The Australian Government is turning a new leaf, aiming to make the country technologically able and adaptable. To do this, innovative technology must work in tandem with public policy. This occurs through greater private and public sector collaboration.
It was recently announced that the Australian Financial Systems Inquiry (FSI) report will deliver on the proposal for a fintech committee and a framework for nationally federated digital identities.
The Australian Government is to deliver this framework for digital identities due to the demand for paperless authentication. The FSI highlighted the key benefits of such a mechanism. A nationally federated digital identity would improve efficiency, increase security measures, minimise costs, and ease the authentication process. These benefits were accepted by government as legitimate cause to create the framework.

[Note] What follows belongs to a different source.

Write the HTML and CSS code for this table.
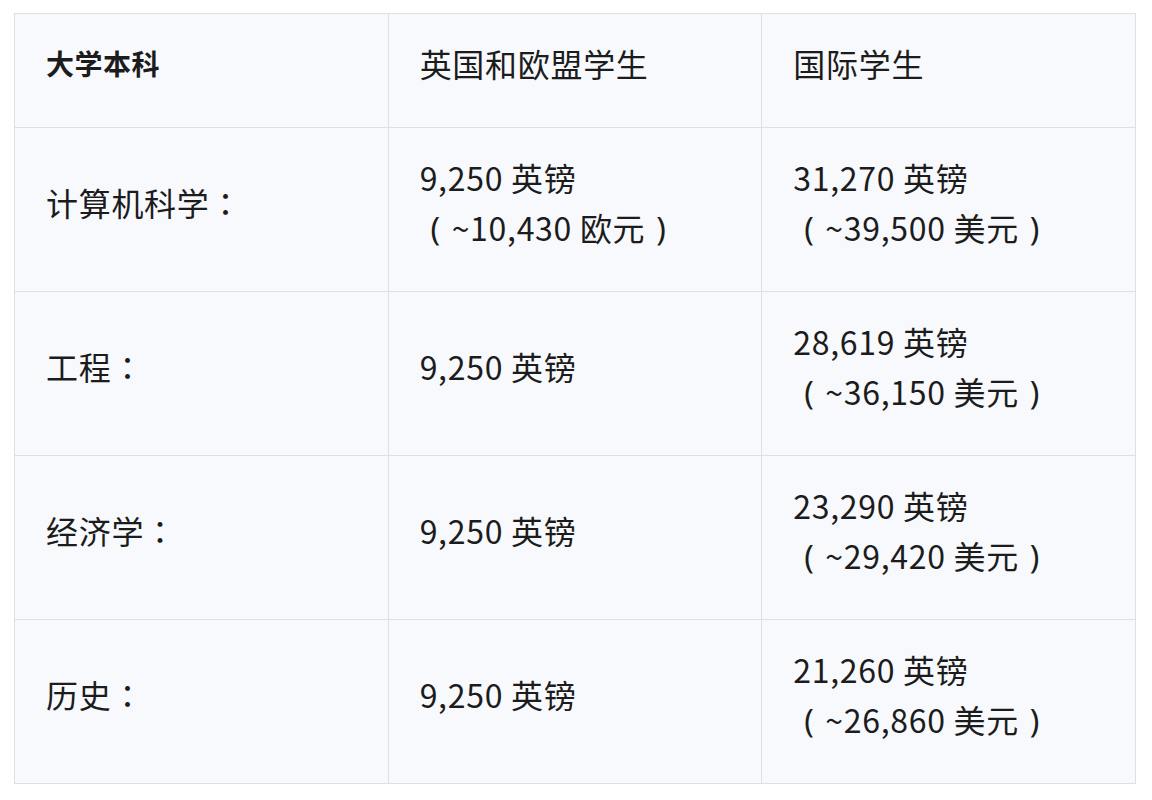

The Australian Digital Transformation Office has been tasked with creating the framework for a nationally federated digital identity. We recently reported that the office is working on a Digital Transformation Programme to boost innovation and government service virtualisation.
All public and private sectors are prone to adapting to modernisation. Financial institutions could especially deliver greater services with the integration of advanced ICT.
The delivery of a Fintech Committee is said to help spur innovation collaboration between public and private sector bodies. In aligning with the public sector, private bodies can make sure that regulations and policy adjust to digital transformation measures.
This Fintech Committee will give emerging companies opportunities to engage with government. It would also be tasked with making sure government is responding appropriately to innovation in the financial sector.
The Fintech Committee proposal is to take shape by the middle of 2016. It will be linked to the ASIC digital finance advisory committee so as to not replicate work.